Source material —
= = = =

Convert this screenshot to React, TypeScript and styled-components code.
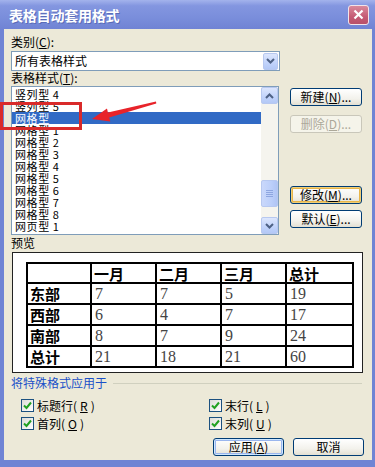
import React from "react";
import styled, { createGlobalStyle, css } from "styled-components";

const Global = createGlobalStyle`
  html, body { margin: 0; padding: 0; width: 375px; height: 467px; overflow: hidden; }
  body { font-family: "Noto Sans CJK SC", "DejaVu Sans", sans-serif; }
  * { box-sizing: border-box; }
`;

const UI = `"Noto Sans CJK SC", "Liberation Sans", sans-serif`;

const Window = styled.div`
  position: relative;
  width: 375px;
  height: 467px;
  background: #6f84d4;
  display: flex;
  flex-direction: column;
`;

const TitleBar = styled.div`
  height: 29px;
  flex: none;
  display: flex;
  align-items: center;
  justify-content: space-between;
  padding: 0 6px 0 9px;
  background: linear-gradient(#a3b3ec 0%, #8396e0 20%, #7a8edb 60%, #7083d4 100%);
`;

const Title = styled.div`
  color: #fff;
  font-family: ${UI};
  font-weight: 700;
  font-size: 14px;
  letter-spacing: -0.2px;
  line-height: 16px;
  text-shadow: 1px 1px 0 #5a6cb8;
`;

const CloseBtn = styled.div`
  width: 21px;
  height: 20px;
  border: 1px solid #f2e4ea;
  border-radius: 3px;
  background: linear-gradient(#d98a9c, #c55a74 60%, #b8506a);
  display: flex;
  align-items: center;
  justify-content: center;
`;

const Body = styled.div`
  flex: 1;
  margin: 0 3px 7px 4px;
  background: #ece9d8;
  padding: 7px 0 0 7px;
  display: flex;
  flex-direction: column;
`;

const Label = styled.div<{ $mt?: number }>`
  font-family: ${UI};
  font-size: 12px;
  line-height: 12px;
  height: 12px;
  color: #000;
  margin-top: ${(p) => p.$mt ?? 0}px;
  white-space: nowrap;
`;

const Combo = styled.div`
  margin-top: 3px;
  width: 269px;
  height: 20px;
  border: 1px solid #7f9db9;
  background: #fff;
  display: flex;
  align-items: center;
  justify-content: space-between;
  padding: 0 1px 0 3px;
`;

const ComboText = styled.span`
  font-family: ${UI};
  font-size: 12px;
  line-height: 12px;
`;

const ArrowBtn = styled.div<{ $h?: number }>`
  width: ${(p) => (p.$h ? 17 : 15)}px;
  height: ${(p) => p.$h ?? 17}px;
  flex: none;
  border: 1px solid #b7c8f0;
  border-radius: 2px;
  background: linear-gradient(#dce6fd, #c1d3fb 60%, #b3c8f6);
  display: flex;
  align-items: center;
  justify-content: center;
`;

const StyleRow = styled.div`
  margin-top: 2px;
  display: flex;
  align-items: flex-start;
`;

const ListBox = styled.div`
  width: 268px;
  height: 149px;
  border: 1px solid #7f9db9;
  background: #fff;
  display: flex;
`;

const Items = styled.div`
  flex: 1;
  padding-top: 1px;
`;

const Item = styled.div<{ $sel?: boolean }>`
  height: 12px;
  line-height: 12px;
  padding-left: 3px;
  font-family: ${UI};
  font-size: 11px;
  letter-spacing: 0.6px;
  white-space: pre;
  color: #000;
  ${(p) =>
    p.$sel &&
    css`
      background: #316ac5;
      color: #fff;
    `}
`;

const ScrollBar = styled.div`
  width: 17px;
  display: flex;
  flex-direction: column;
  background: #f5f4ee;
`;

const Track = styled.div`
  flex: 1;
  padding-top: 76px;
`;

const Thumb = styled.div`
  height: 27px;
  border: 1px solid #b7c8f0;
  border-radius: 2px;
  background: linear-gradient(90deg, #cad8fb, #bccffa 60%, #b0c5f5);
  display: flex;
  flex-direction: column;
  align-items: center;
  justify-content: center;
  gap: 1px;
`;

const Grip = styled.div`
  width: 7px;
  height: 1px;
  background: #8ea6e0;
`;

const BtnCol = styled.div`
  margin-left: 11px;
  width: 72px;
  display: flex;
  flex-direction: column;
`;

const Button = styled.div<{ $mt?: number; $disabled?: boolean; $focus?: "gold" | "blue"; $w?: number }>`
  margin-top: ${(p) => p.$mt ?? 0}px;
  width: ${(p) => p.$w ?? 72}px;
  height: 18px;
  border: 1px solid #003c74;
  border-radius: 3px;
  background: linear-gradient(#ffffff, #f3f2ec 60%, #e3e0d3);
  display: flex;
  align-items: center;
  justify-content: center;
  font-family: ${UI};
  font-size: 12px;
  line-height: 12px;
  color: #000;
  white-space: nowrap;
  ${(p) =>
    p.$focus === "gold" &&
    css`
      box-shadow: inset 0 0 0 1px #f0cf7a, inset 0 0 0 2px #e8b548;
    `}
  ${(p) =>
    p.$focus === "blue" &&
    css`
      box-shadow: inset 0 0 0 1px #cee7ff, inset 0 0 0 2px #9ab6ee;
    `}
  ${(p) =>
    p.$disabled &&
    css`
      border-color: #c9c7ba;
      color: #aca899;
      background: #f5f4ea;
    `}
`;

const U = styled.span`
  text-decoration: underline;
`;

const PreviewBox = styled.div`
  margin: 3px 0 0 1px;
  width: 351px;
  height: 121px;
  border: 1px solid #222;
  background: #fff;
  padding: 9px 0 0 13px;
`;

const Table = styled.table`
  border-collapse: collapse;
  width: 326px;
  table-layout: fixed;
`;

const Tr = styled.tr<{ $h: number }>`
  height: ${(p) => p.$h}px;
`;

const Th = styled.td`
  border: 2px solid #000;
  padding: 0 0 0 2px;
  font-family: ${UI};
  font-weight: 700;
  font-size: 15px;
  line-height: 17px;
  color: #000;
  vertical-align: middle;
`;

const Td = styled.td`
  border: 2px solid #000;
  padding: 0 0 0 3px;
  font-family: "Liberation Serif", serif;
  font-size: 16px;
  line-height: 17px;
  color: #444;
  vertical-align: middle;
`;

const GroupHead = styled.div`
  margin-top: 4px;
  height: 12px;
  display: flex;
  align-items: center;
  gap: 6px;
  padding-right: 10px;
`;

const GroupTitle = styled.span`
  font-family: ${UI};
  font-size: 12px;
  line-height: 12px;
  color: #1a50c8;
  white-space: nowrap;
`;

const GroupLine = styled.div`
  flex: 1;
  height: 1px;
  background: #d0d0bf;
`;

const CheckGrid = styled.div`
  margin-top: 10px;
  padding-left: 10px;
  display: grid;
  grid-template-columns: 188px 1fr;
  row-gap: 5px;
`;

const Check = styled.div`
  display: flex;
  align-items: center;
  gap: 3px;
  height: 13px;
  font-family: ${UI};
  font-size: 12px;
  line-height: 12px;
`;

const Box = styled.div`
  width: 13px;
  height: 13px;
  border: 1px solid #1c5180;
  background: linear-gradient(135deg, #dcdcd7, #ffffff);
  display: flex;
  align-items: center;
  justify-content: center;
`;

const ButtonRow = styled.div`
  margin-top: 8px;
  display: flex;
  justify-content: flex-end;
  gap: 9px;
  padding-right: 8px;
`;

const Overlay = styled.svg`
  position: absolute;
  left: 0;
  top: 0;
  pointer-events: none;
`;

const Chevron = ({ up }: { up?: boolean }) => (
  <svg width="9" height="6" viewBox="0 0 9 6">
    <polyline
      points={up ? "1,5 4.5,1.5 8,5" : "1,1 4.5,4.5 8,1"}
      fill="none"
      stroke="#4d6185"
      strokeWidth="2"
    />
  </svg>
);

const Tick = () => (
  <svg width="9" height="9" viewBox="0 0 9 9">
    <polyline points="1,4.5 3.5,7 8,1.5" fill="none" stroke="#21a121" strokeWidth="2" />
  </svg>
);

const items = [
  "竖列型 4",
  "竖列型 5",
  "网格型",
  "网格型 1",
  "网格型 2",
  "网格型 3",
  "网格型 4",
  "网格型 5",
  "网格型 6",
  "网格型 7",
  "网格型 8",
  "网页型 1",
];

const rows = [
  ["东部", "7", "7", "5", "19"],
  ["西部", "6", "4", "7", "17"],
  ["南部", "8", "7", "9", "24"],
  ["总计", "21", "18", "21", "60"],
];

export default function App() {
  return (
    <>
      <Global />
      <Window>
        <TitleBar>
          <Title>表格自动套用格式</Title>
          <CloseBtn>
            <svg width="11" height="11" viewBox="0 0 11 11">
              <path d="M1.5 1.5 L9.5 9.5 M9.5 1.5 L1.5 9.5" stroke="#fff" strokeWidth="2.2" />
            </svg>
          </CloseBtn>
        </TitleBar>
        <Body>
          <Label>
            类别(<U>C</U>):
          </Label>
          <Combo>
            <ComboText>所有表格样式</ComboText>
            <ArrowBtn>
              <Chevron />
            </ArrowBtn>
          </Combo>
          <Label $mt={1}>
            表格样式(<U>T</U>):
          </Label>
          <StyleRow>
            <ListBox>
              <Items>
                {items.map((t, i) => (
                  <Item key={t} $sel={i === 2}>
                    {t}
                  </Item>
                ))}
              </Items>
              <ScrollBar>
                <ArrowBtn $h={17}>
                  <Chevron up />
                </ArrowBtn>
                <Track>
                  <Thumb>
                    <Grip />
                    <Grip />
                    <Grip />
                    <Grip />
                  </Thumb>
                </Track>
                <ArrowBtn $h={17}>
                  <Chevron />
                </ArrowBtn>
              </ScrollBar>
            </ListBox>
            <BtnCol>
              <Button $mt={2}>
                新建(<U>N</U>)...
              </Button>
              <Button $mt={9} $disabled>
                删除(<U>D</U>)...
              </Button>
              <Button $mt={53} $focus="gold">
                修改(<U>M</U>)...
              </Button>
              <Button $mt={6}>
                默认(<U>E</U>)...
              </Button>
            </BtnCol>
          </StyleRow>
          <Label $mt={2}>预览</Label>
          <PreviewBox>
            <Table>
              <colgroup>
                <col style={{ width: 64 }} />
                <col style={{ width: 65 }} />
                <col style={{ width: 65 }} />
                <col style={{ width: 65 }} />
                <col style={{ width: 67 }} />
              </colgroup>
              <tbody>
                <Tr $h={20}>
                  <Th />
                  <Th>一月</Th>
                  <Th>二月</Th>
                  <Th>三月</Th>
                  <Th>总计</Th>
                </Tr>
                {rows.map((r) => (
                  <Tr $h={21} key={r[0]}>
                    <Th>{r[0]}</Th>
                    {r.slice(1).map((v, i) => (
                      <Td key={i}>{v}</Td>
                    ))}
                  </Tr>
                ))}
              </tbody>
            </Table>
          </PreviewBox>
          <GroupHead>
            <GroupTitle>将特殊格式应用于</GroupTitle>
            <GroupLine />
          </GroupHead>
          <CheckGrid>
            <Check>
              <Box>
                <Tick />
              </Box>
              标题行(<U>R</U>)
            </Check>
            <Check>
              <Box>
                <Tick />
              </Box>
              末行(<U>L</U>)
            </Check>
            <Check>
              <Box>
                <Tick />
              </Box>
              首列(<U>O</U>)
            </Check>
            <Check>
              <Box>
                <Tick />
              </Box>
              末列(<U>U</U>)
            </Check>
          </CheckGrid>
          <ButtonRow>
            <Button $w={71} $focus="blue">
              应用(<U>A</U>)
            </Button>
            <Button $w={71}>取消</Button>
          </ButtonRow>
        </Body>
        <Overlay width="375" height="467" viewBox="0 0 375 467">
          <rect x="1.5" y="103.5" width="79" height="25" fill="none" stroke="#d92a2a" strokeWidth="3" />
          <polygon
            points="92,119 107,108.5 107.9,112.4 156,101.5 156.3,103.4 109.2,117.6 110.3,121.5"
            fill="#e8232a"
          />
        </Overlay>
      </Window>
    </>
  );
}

= = = =

What you will do — Reproduce each line holding the word "React".

Result —
Convert this screenshot to React, TypeScript and styled-components code.
import React from "react";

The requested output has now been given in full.